High angular resolution susceptibility and diffusion imaging in post mortem chimpanzee brain: Tensor characteristics and similarities

Dimitrios G. Gkotsoulias1, Riccardo Metere2, Yanzhu Su1, Cornelius Eichner1, Torsten Schlumm1, Roland Müller1, Alfred Anwander1, Toralf Mildner1, Carsten Jäger1, André Pampel1, Catherine Crockford3,4, Roman Wittig3,4, Liran Samuni 4,5, Kamilla Pleh 6, Chunlei Liu7, and Harald E. Möller1
1Max Planck Institute for Human Cognitive and Brain Sciences, Leipzig, Germany, 2Donders Institute for Brain, Cognition and Behaviour, Nijmegen, Netherlands, 3Max Planck Institute for Evolutionary Anthropology, Leipzig, Germany, 4Tai Chimpanzee Project, Centre Suisse de Recherches Scientifiques en Cote d'Ivoire, Abidjan, Cote D'ivoire, 5Department of Human Evolutionary Biology, Harvard University, Cambridge, MA, United States, 6Project Group Epidemiology of Highly Pathogenic Microorganisms, Robert Koch Institute, Berlin, Germany, 7EECS, UC Berkeley, Berkeley, CA, United States

We present a ‘high angular resolution’ approach to susceptibility tensor imaging (STI) consisting of susceptibility-weighted acquisitions at 60 independent orientations in post- mortem chimpanzee brain.
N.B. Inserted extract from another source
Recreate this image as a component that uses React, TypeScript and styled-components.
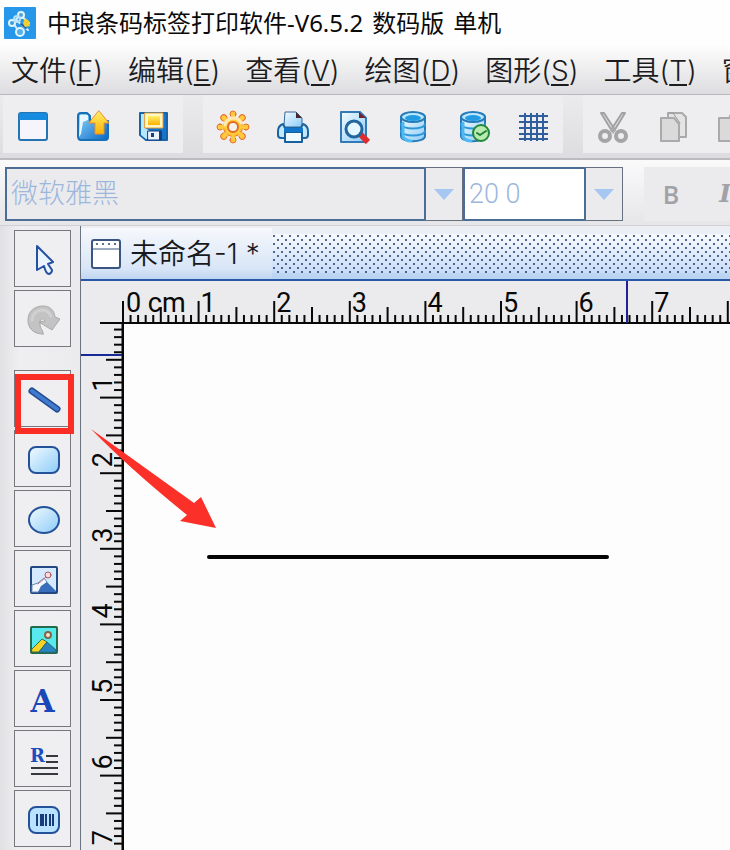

The derived susceptibility tensor and metrics are compared with the corresponding diffusion tensor-derived metrics and single-orientation quantitative susceptibility mapping (QSM) results. A preliminary approach to assess the voxel-wise relationship of the two tensors in white matter is presented: using machine learning strategies, an effort to estimate the susceptibility tensor from the diffusion tensor and minimum single-orientation QSM data in selected regions of interest was made.